What defines your worth

Worth. It takes me back to thinking about that famous quote from Perks of Being a Wallflower. Charlie asks the professor “Why do nice people choose the wrong people to date?” His teacher answers, “We accept the love we think we deserve.”

Perks of a Wallflower quote

Here, at the root of this acceptance is the idea of worth. We act in line with the things we believe about ourselves to be true. Culture screams out this specific formula to being worthy or being enough. If you’re a woman, you have to be pretty all the time. In the workplace, you have to be assertive to be deemed important. You have to be attractive and likable to everyone. If you’re a man, you have to be someone who suppresses their emotions. You have to be strong and easy on the eyes. 

What defines your worth?

In the eyes of our culture, many of us aren’t worth much at all. When we don’t fit the cookie cutter boxes we are “supposed” to, how can we define our worth? How can we define our worth when it’s outside the realm of what culture deems significant?

There are three big lies that we are believing, three parts of ourselves that we are reaching to define and measure our worth: our jobs and academic pursuits, our emotions, and of course, our appearance.


What you do is who you are 

The first question that gets asked at parties when meeting someone new is “What do you do?” Our work becomes our definition. The scary truth is once we truly get this amazing career, as a lawyer or doctor or business owner, it isn’t sufficient. 

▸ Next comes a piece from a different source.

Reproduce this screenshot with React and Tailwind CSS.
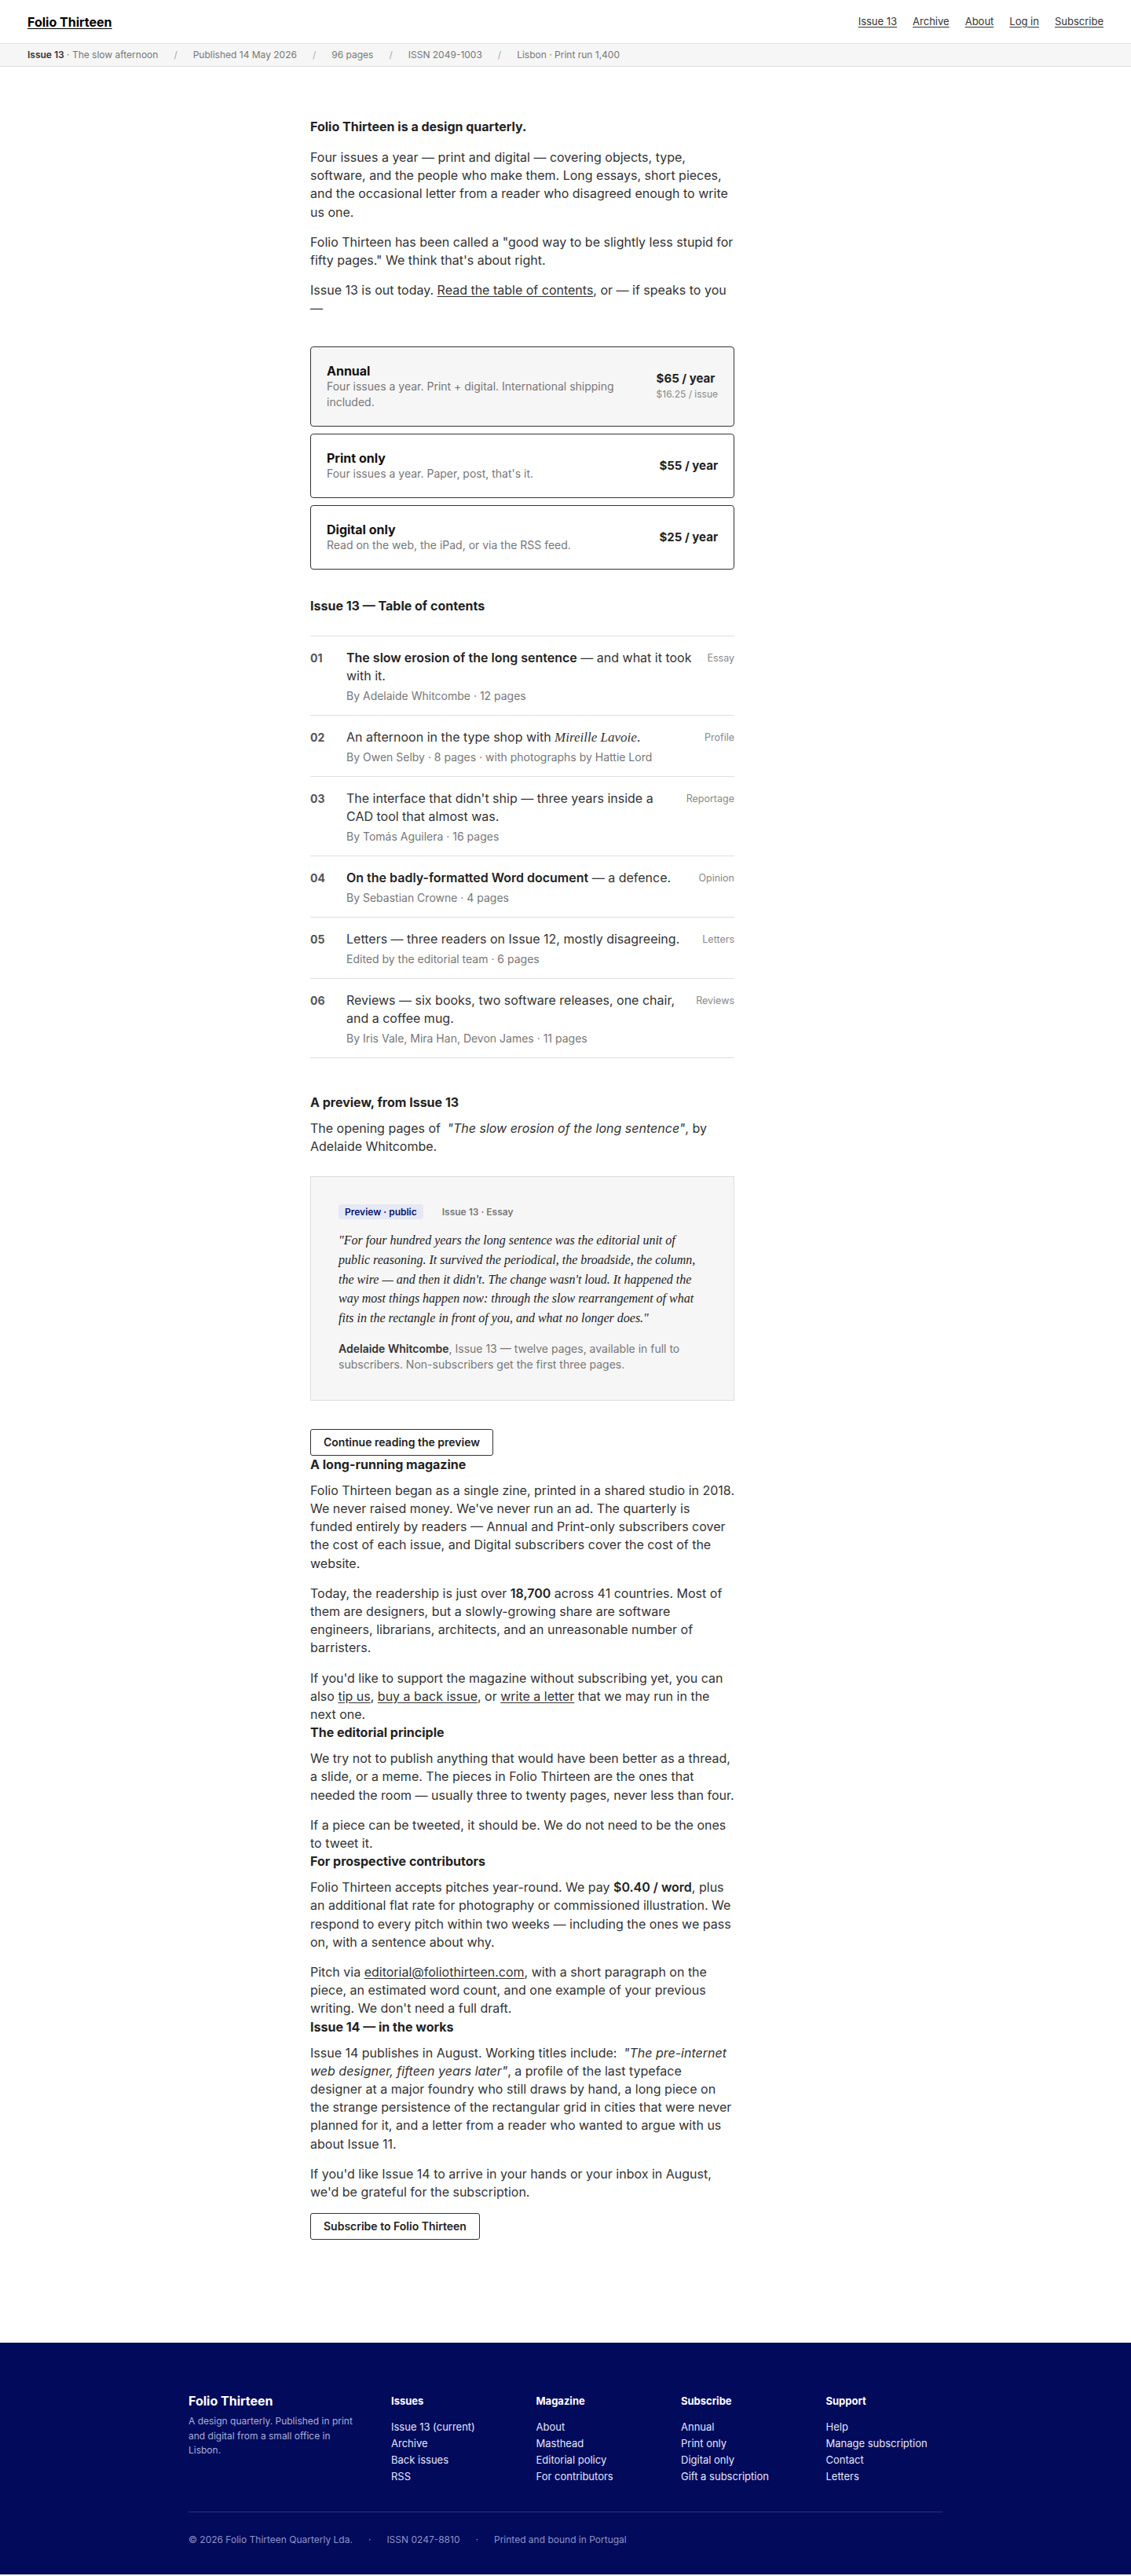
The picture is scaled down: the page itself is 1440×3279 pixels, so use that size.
const navLinks = ['Issue 13', 'Archive', 'About', 'Log in', 'Subscribe']

const plans = [
  {
    name: 'Annual',
    desc: 'Four issues a year. Print + digital. International shipping included.',
    price: '$65 / year',
    sub: '$16.25 / issue',
    active: true,
  },
  { name: 'Print only', desc: "Four issues a year. Paper, post, that's it.", price: '$55 / year' },
  { name: 'Digital only', desc: 'Read on the web, the iPad, or via the RSS feed.', price: '$25 / year' },
]

const toc = [
  {
    n: '01',
    title: (
      <>
        <strong className="font-semibold text-[#222]">The slow erosion of the long sentence</strong> — and what it took
        with it.
      </>
    ),
    meta: 'By Adelaide Whitcombe · 12 pages',
    tag: 'Essay',
  },
  {
    n: '02',
    title: (
      <>
        An afternoon in the type shop with{' '}
        <em className="font-['Liberation_Serif',serif] text-[17px]">Mireille Lavoie</em>.
      </>
    ),
    meta: 'By Owen Selby · 8 pages · with photographs by Hattie Lord',
    tag: 'Profile',
  },
  {
    n: '03',
    title: "The interface that didn't ship — three years inside a CAD tool that almost was.",
    meta: 'By Tomás Aguilera · 16 pages',
    tag: 'Reportage',
  },
  {
    n: '04',
    title: (
      <>
        <strong className="font-semibold text-[#222]">On the badly-formatted Word document</strong> — a defence.
      </>
    ),
    meta: 'By Sebastian Crowne · 4 pages',
    tag: 'Opinion',
  },
  {
    n: '05',
    title: 'Letters — three readers on Issue 12, mostly disagreeing.',
    meta: 'Edited by the editorial team · 6 pages',
    tag: 'Letters',
  },
  {
    n: '06',
    title: 'Reviews — six books, two software releases, one chair, and a coffee mug.',
    meta: 'By Iris Vale, Mira Han, Devon James · 11 pages',
    tag: 'Reviews',
  },
]

const footerCols = [
  { title: 'Issues', links: ['Issue 13 (current)', 'Archive', 'Back issues', 'RSS'] },
  { title: 'Magazine', links: ['About', 'Masthead', 'Editorial policy', 'For contributors'] },
  { title: 'Subscribe', links: ['Annual', 'Print only', 'Digital only', 'Gift a subscription'] },
  { title: 'Support', links: ['Help', 'Manage subscription', 'Contact', 'Letters'] },
]

function Heading({ children, className = '' }) {
  return <h2 className={`text-base font-bold leading-[23px] text-[#222] ${className}`}>{children}</h2>
}

function OutlineButton({ children, className = '' }) {
  return (
    <button
      className={`flex h-[34px] items-center rounded-[3px] border border-[#333] px-4 text-sm font-semibold text-[#222] ${className}`}
    >
      {children}
    </button>
  )
}

function Link({ children }) {
  return <a className="underline underline-offset-2">{children}</a>
}

export default function App() {
  return (
    <div className="min-h-screen bg-white font-[Inter,sans-serif] text-[#333]">
      {/* Top bar */}
      <header className="flex h-14 items-center justify-between border-b border-[#e3e3e3] px-[35px]">
        <a className="text-base font-bold text-black underline underline-offset-2">Folio Thirteen</a>
        <nav className="flex gap-5 text-[13px] text-[#333]">
          {navLinks.map((l) => (
            <a key={l} className="underline underline-offset-2">
              {l}
            </a>
          ))}
        </nav>
      </header>
      <div className="flex h-[29px] items-center gap-5 border-b border-[#dcdcdc] bg-[#f6f6f6] px-[35px] text-xs text-[#777]">
        <span>
          <span className="font-semibold text-[#333]">Issue 13</span> · The slow afternoon
        </span>
        <span className="text-[#aaa]">/</span>
        <span>Published 14 May 2026</span>
        <span className="text-[#aaa]">/</span>
        <span>96 pages</span>
        <span className="text-[#aaa]">/</span>
        <span>ISSN 2049-1003</span>
        <span className="text-[#aaa]">/</span>
        <span>Lisbon · Print run 1,400</span>
      </div>

      <main className="mx-auto w-[960px] pb-[131px] pl-[155px] pt-16">
        <div className="w-[540px] text-base leading-[23.2px]">
          {/* Intro */}
          <h1 className="mb-4 text-base font-bold leading-6 text-[#222]">Folio Thirteen is a design quarterly.</h1>
          <p className="mb-[15px]">
            Four issues a year — print and digital — covering objects, type, software, and the people who make them.
            Long essays, short pieces, and the occasional letter from a reader who disagreed enough to write us one.
          </p>
          <p className="mb-[15px]">
            Folio Thirteen has been called a "good way to be slightly less stupid for fifty pages." We think that's
            about right.
          </p>
          <p>
            Issue 13 is out today. <Link>Read the table of contents</Link>, or — if speaks to you —
          </p>

          {/* Plans */}
          <div className="mt-9 flex flex-col gap-[9px]">
            {plans.map((p) => (
              <div
                key={p.name}
                className={`flex items-center justify-between gap-6 rounded-[4px] border border-[#333] px-5 py-5 ${
                  p.active ? 'bg-[#f6f6f6]' : 'bg-white'
                }`}
              >
                <div className="min-w-0 flex-1">
                  <div className="text-base font-bold leading-5 text-[#111]">{p.name}</div>
                  <div className="text-sm leading-5 text-[#777]">{p.desc}</div>
                </div>
                <div className="shrink-0">
                  <div className="text-[15px] font-bold leading-5 text-[#222]">{p.price}</div>
                  {p.sub && <div className="text-xs leading-5 text-[#888]">{p.sub}</div>}
                </div>
              </div>
            ))}
          </div>

          {/* Table of contents */}
          <Heading className="mt-[35px] mb-[26px]">Issue 13 — Table of contents</Heading>
          <div className="border-b border-[#e0e0e0]">
            {toc.map((item) => (
              <div key={item.n} className="flex border-t border-[#e0e0e0] pb-[14px] pt-4">
                <div className="w-[46px] shrink-0 text-sm font-bold leading-[23px] text-[#555]">{item.n}</div>
                <div className="min-w-0 flex-1">
                  <div className="text-base leading-[23px] text-[#333]">{item.title}</div>
                  <div className="mt-1 text-sm leading-5 text-[#777]">{item.meta}</div>
                </div>
                <div className="ml-4 shrink-0 text-[12.5px] leading-[23px] text-[#888]">{item.tag}</div>
              </div>
            ))}
          </div>

          {/* Preview */}
          <Heading className="mt-[45px] mb-2.5">A preview, from Issue 13</Heading>
          <p>
            The opening pages of <em className="ml-1">"The slow erosion of the long sentence"</em>, by Adelaide
            Whitcombe.
          </p>
          <div className="mt-[26px] border border-[#dedede] bg-[#f6f6f6] p-[35px]">
            <div className="flex items-center gap-6">
              <span className="flex h-[19px] items-center rounded-[3px] bg-[#e6e8f6] px-2 text-xs font-semibold text-[#0b1468]">
                Preview · public
              </span>
              <span className="text-xs font-semibold text-[#777]">Issue 13 · Essay</span>
            </div>
            <blockquote className="mt-[15px] font-['Liberation_Serif',serif] text-base italic leading-[24.75px] text-[#222]">
              "For four hundred years the long sentence was the editorial unit of public reasoning. It survived the
              periodical, the broadside, the column, the wire — and then it didn't. The change wasn't loud. It happened
              the way most things happen now: through the slow rearrangement of what fits in the rectangle in front of
              you, and what no longer does."
            </blockquote>
            <p className="mt-4 text-sm leading-5 text-[#777]">
              <strong className="font-semibold text-[#333]">Adelaide Whitcombe</strong>, Issue 13 — twelve pages,
              available in full to subscribers. Non-subscribers get the first three pages.
            </p>
          </div>
          <OutlineButton className="mt-9">Continue reading the preview</OutlineButton>

          {/* About */}
          <Heading className="mb-2.5">A long-running magazine</Heading>
          <p className="mb-[15px]">
            Folio Thirteen began as a single zine, printed in a shared studio in 2018. We never raised money. We've
            never run an ad. The quarterly is funded entirely by readers — Annual and Print-only subscribers cover the
            cost of each issue, and Digital subscribers cover the cost of the website.
          </p>
          <p className="mb-[15px]">
            Today, the readership is just over <strong className="font-semibold text-[#222]">18,700</strong> across 41
            countries. Most of them are designers, but a slowly-growing share are software engineers, librarians,
            architects, and an unreasonable number of barristers.
          </p>
          <p>
            If you'd like to support the magazine without subscribing yet, you can also <Link>tip us</Link>,{' '}
            <Link>buy a back issue</Link>, or <Link>write a letter</Link> that we may run in the next one.
          </p>

          <Heading className="mb-2.5">The editorial principle</Heading>
          <p className="mb-[15px]">
            We try not to publish anything that would have been better as a thread, a slide, or a meme. The pieces in
            Folio Thirteen are the ones that needed the room — usually three to twenty pages, never less than four.
          </p>
          <p>If a piece can be tweeted, it should be. We do not need to be the ones to tweet it.</p>

          <Heading className="mb-2.5">For prospective contributors</Heading>
          <p className="mb-[15px]">
            Folio Thirteen accepts pitches year-round. We pay{' '}
            <strong className="font-semibold text-[#222]">$0.40 / word</strong>, plus an additional flat rate for
            photography or commissioned illustration. We respond to every pitch within two weeks — including the ones we
            pass on, with a sentence about why.
          </p>
          <p>
            Pitch via <Link>editorial@foliothirteen.com</Link>, with a short paragraph on the piece, an estimated word
            count, and one example of your previous writing. We don't need a full draft.
          </p>

          <Heading className="mb-2.5">Issue 14 — in the works</Heading>
          <p className="mb-[15px]">
            Issue 14 publishes in August. Working titles include:{' '}
            <em className="ml-1">"The pre-internet web designer, fifteen years later"</em>, a profile of the last
            typeface designer at a major foundry who still draws by hand, a long piece on the strange persistence of
            the rectangular grid in cities that were never planned for it, and a letter from a reader who wanted to
            argue with us about Issue 11.
          </p>
          <p>
            If you'd like Issue 14 to arrive in your hands or your inbox in August, we'd be grateful for the
            subscription.
          </p>
          <OutlineButton className="mt-[15px]">Subscribe to Folio Thirteen</OutlineButton>
        </div>
      </main>

      {/* Footer */}
      <footer className="bg-[#020a5c] pt-16 pb-[35px]">
        <div className="mx-auto w-[960px]">
          <div className="grid grid-cols-[222px_repeat(4,1fr)] gap-9">
            <div>
              <div className="text-base font-bold leading-5 text-white">Folio Thirteen</div>
              <p className="mt-[7px] text-xs leading-[18.5px] text-[#a9aed6]">
                A design quarterly. Published in print and digital from a small office in Lisbon.
              </p>
            </div>
            {footerCols.map((c) => (
              <div key={c.title}>
                <div className="mb-[13px] text-[13px] font-bold leading-5 text-white">{c.title}</div>
                <ul className="flex flex-col gap-px text-[13px] leading-5 text-[#e4e6fa]">
                  {c.links.map((l) => (
                    <li key={l}>{l}</li>
                  ))}
                </ul>
              </div>
            ))}
          </div>
          <div className="mt-[35px] flex gap-5 border-t border-[#2a3278] pt-[26px] text-xs leading-[18px] text-[#8d93c6]">
            <span>© 2026 Folio Thirteen Quarterly Lda.</span>
            <span>·</span>
            <span>ISSN 0247-8810</span>
            <span>·</span>
            <span>Printed and bound in Portugal</span>
          </div>
        </div>
      </footer>
    </div>
  )
}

There are honestly so many other ways to go about it. The big ones graduates get lost in is their career. We so easily fall into the lie that we are what we do. In fact, the big contributor to this problem of finding your worth in your career is our parents. When it’s senior year, all the questions come out of the woodwork (not that they’ve been hiding). “What are you doing?” “Where are you working after you graduate?” “What will you graduate with?” “Do you have a full-time job yet?” 

As young people entering the workforce, we get so locked in on achievement and success in our particular field, that we don’t really ask any questions. If you’re older, I bet you may be genuinely asking yourself, “If all the kids were gone, if I didn’t have the job I have, what would my worth be?” 

Or worse still, you feel like you have this perfect life and yet you’re not as happy as you thought you’d be. You always find yourself trying to get this new thing or that shiny new thing, and maybe then, you’d be happy. Maybe you’d feel secure.

But nothing ever changes. 

And you realize, with years of life under your belt, this isn’t where your worth comes from.


How you feel is who you are

So much of what we do depends on how we feel. If I wake up and I feel like I want coffee, I make it. If I feel like getting off the train a stop early to walk home, I do it. If I feel like texting that person back, I do that. 

Yet, if you open your eyes to the world around you, people are stuck in their feelings. For the most part, no one wants to go to the gym, so they binge-watch Stranger Things. No one wants to cook a healthy meal, so they order out. No one wants to get up early, so they sleep in and hit snooze.

Delayed gratification – we hate it! We hate waiting, and so we scroll and begin the comparison game, where everyone else’s life is better than mine. We can even get pulled in to posting the photos and getting the likes and feeling the dopamine come rushing in, and then the hit dies. And once more, we feel alone, forgotten, and lost. So we do it. Again. And again. And again.

When our feelings are off, they can be a way to guide us, to tell us what’s wrong, but there are so many instances where feelings aren’t the best guide. When the fiance commits adultery. When the underage kid drinks alcohol. I mean, let’s face it, so many people are feeling depression and anxiety, and while some people have psychological reasons, people are trapped under the weight of these emotions even though from the outside, it seems like life is okay.

If we defined ourselves by our highs and our lows, damn, that’d be deadly. Think about the best moment in your life. Now think about the worst one. If your worth comes from those two points if you measure how you reacted, how you felt, I’m not sure that you’d come away with something positive.


What you look like is who you are

This one I’ve kind of briefly mentioned above. In a world full of Instagram models and influencers, the main focus is how we look. Our appearance is what everyone sees before we’ve even said a word. While I believe we should all groom ourselves, there is this ideal of beauty set up by society that seems so impossible to reach. 

You have to be thin enough, but not too skinny. You have to be tall enough, but not super tall. There is this hourglass shape that is deemed universally attractive for women. For men, you have to have muscles and be in shape, but too many muscles are not so pleasing for the eyes. 

You need well-fitting, nice clothing, and clear skin.

It sucks for kids in the throes of puberty to scroll online and then compare themselves to people they’ll probably never meet. It sucks in a worse way for people who don’t really have time to focus on all that – as they’re working to provide for themselves and their families and they don’t have the budget to buy clothes every month.

What you do, how you feel, what you look like, those things don’t define your worth. It’s up to you to find out what defines your worth.

For me, my worth is found in the One who died and rose for me.